S'il rame aussi fort aujourd'hui, c'est parce qu'il veut faire élire autant de conseillers que possible. Il veut avoir les coudées franches. Il a toutes les chances d'y parvenir: seulement une poignée de candidats de l'opposition peuvent espérer survivre au raz-de-marée Labeaume.

Que fera-t-il, maintenant qu'il n'aura plus à se battre contre l'adversité? Il déballe ses idées avec la vitesse d'une mitraillette. Il rêve d'implanter un système informatique qui permettra aux citoyens de voir où se trouve la souffleuse à neige qui doit nettoyer leur rue, par exemple. Il veut transformer le quartier de Saint-Roch en un Soho, version Québec. Conclure des ententes avec les promoteurs immobiliers pour les empêcher de construire des immeubles «laids». Et bien sûr, ramener une équipe de hockey dans la capitale.

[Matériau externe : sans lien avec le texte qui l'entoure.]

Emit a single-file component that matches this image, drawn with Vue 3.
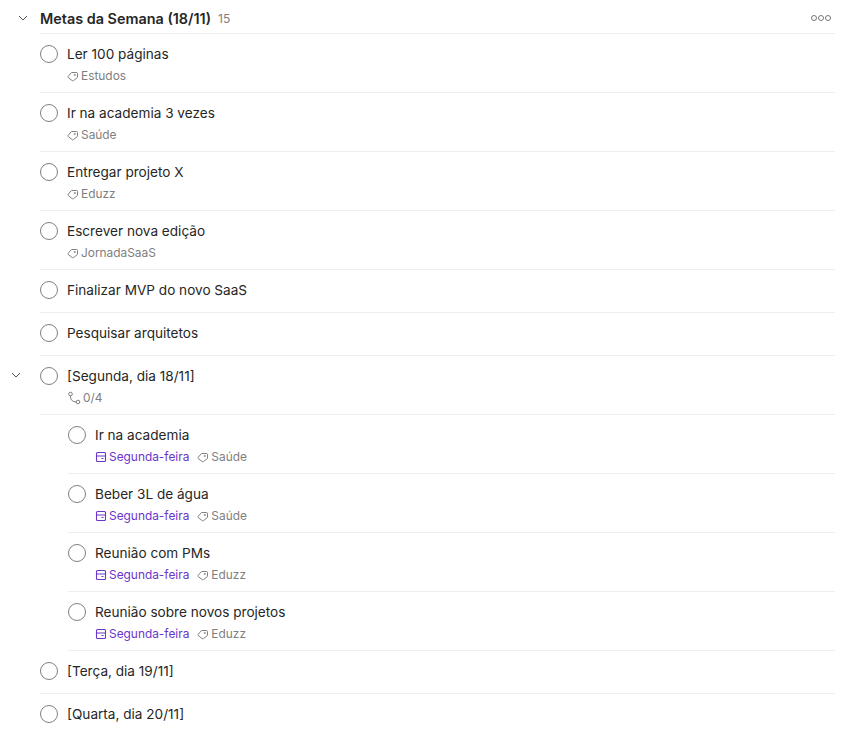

L'idée derrière tout ça: rendre Québec attrayant pour le «couple de finissants de l'École polytechnique qui cherche un endroit où élever sa famille». Et pour ça, ce qu'il faut, «c'est une ville avec un buzz».

Mais cet homme qui compose mal avec l'adversité ne risque-t-il pas d'être perverti par le pouvoir? C'est ce que craignent ses critiques, qui voient en lui de la graine de Napoléon. «C'est un personnage exécrable, il rit de l'opposition, il est mégalo», s'indigne Yonnel Bonaventure.

Ce dernier reproche aussi au maire d'outrepasser son champ de compétences avec sa multitude de projets. «Le rôle d'une ville est de donner des services à ses citoyens qui paient des taxes pour les égouts et les ordures. Avec Régis Labeaume, c'est du pain et des jeux.»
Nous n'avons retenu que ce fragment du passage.